### GIVEN PROBLEM
Go through the entries below and collect each line with the string "React" in it.

### EXTRACTED MATERIAL
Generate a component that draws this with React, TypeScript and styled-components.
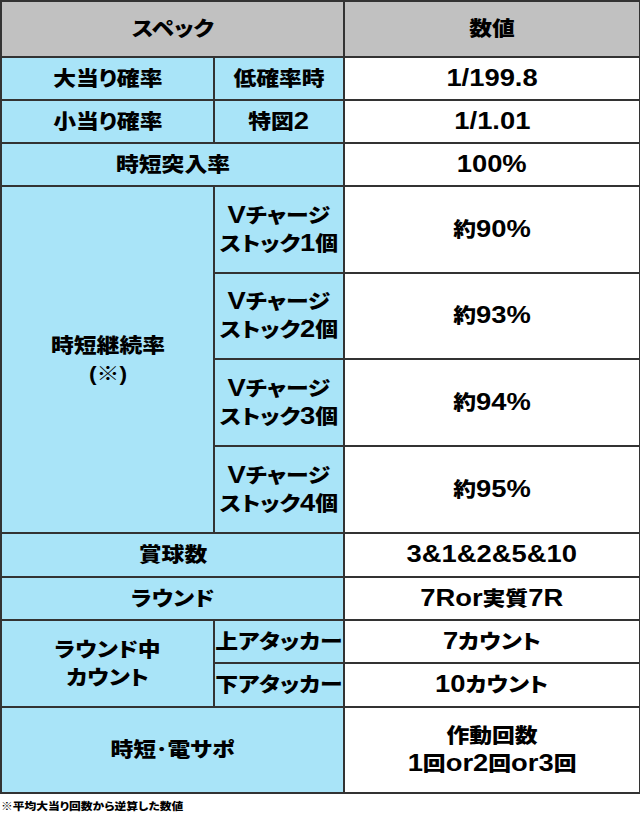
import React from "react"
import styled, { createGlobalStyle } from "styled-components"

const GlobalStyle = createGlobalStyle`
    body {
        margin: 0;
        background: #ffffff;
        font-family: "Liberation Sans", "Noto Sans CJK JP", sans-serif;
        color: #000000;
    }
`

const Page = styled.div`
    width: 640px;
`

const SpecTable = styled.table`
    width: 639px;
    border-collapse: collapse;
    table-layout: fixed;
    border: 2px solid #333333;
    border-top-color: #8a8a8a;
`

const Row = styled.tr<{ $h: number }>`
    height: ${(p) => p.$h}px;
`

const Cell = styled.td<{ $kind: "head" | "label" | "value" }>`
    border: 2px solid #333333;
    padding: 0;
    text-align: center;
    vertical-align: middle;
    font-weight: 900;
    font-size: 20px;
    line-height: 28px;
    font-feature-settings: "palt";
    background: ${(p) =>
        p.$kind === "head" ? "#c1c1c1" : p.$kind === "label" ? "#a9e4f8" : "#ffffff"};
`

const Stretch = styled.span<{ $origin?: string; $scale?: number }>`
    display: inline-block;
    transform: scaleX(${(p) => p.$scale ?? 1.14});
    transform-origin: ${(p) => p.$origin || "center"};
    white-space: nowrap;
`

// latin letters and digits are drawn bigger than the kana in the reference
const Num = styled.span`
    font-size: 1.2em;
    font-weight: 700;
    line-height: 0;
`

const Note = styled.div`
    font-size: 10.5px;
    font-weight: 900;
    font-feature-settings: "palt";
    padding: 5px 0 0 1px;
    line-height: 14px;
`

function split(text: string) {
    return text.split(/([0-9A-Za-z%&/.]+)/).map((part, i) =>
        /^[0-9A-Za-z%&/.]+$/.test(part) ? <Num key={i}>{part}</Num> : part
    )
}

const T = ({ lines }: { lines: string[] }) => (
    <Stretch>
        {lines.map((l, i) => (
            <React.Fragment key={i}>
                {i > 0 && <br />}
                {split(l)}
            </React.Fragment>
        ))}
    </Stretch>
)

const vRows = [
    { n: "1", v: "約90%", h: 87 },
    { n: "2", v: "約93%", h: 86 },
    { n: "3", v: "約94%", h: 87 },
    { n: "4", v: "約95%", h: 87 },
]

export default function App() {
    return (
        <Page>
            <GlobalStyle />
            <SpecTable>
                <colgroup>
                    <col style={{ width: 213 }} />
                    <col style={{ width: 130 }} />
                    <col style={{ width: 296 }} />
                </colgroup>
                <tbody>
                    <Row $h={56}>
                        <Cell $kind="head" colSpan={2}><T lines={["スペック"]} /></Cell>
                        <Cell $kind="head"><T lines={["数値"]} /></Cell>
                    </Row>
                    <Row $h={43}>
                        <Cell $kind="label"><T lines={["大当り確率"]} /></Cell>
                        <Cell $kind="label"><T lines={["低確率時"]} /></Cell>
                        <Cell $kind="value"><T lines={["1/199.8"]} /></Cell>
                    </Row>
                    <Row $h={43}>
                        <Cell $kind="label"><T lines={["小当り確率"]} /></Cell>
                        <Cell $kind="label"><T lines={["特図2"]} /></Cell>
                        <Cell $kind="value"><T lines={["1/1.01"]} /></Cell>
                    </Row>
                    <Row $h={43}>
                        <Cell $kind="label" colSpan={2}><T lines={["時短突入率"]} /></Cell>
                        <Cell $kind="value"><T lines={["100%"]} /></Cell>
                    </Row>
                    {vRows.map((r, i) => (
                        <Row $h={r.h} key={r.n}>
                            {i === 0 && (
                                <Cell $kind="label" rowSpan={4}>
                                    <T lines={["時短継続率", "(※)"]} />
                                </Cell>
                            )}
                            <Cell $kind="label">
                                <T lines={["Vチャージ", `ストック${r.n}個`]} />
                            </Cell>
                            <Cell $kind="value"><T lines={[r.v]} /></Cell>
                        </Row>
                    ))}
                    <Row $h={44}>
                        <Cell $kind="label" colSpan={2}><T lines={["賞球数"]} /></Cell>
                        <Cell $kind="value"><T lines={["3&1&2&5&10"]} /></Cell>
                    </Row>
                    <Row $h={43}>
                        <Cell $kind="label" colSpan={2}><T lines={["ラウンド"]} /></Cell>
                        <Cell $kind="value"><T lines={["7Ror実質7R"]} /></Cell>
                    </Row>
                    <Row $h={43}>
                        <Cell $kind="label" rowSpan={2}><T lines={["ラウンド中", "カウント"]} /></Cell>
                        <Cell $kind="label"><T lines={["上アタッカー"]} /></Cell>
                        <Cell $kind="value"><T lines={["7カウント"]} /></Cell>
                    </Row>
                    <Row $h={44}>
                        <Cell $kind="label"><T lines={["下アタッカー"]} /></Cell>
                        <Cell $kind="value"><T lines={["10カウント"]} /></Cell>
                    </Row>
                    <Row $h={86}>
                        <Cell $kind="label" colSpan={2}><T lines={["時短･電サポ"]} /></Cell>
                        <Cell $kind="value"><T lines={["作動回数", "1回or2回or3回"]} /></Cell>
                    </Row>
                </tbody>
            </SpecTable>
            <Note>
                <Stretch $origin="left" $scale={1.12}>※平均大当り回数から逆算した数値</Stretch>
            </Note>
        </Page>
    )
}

...

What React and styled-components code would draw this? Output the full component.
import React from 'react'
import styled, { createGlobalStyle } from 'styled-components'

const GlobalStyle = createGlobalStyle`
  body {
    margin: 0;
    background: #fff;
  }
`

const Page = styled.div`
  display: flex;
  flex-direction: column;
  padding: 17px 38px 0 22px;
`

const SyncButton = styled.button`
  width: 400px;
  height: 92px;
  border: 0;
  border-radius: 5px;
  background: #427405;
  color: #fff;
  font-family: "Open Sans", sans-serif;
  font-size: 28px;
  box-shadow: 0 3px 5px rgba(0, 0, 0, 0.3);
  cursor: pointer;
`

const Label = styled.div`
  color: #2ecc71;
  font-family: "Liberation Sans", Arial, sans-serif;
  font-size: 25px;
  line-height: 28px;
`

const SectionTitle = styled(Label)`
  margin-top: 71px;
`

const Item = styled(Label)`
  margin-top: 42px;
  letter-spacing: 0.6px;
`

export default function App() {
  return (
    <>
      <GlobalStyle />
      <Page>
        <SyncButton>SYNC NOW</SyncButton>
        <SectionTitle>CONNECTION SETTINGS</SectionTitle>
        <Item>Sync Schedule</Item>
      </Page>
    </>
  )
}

### REPLY TO THE TASK
Generate a component that draws this with React, TypeScript and styled-components.
import React from "react"
            <React.Fragment key={i}>
            </React.Fragment>
What React and styled-components code would draw this? Output the full component.
import React from 'react'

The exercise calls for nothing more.